A Mexican Mafia hit man convicted of beating and strangling a San Antonio woman because she didn't pay the gang's 10 percent tax on her illegal drug sales was executed Wednesday evening.

The injection of Manuel Vasquez with a lethal dose of pentobarbital leaves Texas with enough of the powerful sedative to carry out only one more execution. Vasquez was the fourth Texas inmate put to death this year, and at least six are scheduled for execution in the coming weeks.

Texas prison officials, like those in other death penalty states, have found it increasingly difficult to find suppliers to provide drugs intended for capital punishment use.

Vasquez, 46, was pronounced dead at 6:32 p.m.
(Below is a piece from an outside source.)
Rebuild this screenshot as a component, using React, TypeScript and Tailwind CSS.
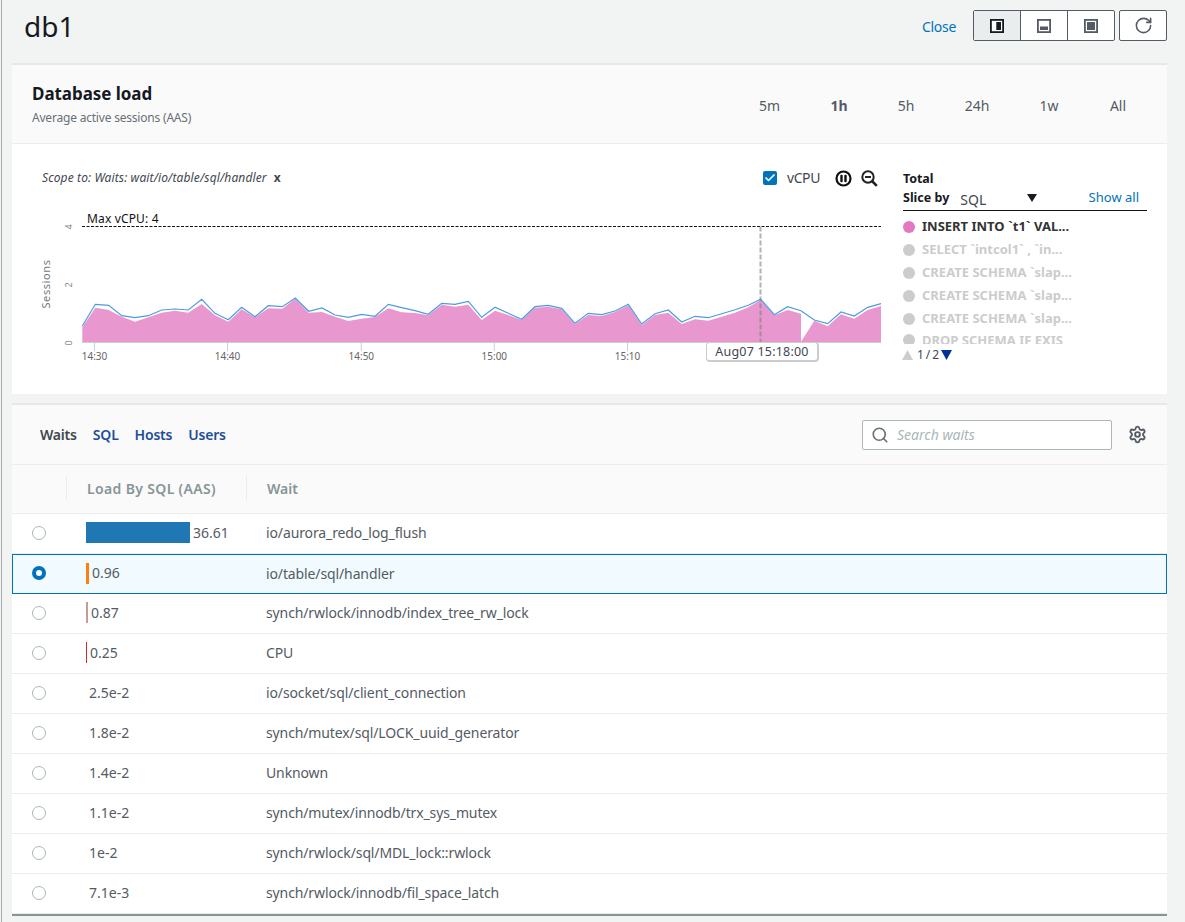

CDT, 17 minutes after the drug began being administered.

Vasquez, in a final statement, told his family and friends he loved them and thanked "the Lord for his kind mercy, faithfulness and unconditional love."

"In Jesus' name I pray," he said, then told the warden: "I'm ready."

He took three deep breaths, then began snoring loudly. The snores became progressively quiet, and all movement stopped within less than a minute.

The sister of his victim was among witnesses watching through a window. He never looked at her. His own sister and a female friend cried as they watched in an adjacent room.

Vasquez's lawyers filed no late appeals to delay his execution for the 1998 slaying of 51-year-old Juanita Ybarra.

Testimony at Vasquez's trial showed Ybarra had ignored the gang's "dime" tax on street drug sales in San Antonio, so Vasquez and two partners were ordered that she "had to go down."

"I'm sure she was told if you're selling, you've got to pay the tax," said Mary Green, an assistant Bexar County district attorney who prosecuted Vasquez.

"I guess she didn't take it seriously."

Fueled by a night of drinking and drugs, the men put on bandannas to cover their faces and socks on their hands to prevent fingerprints and barged into a room at a run-down San Antonio motel where Ybarra was staying with her boyfriend, Moses Bazan.

Bazan was beaten and stabbed but survived to identify one of the attackers, leading to the arrest of all three. He said he saw Vasquez ask one of his companions for a phone cord and saw Vasquez strangling Ybarra.

One of the men, Johnny Joe Cruz, testified against Vasquez under a plea deal that carried a seven-year prison term. The third man charged, Oligario Lujan, is serving a 35-year sentence.

Court records show the three were carrying out orders from Mexican Mafia boss Rene Munoz, who spent years on the Texas Department of Public Safety's 10 Most Wanted List until his arrest in 2012.

Vasquez had a lengthy record and had been in and out of prison at least twice. One conviction involved the beating of a man who died after his body was set on fire, and he was tied to the 1992 slaying of another drug dealer who wasn't paying the gang's drug tax.

Texas' next execution is scheduled for next week. Randall Mays is set to die for a 2007 shootout where two East Texas sheriff's deputies were killed.

Executions set for April in the nation's most active death penalty state will require a new lethal drug supply to be carried out.

Some states have started considering other options. Utah's Legislature gave final approval Tuesday night to a proposal to allow executions by firing squad if there is a drug shortage. Legislation to allow firing squads also has been introduced in Arkansas, while a Wyoming firing-squad measure failed. In Oklahoma, lawmakers are considering legislation that would allow the state to use nitrogen gas to execute inmates.

"I remain optimistic we'll be able to carry out executions according to the schedule," Brad Livingston, executive director of the Texas Department of Criminal Justice, has told The Associated Press. "Time will tell."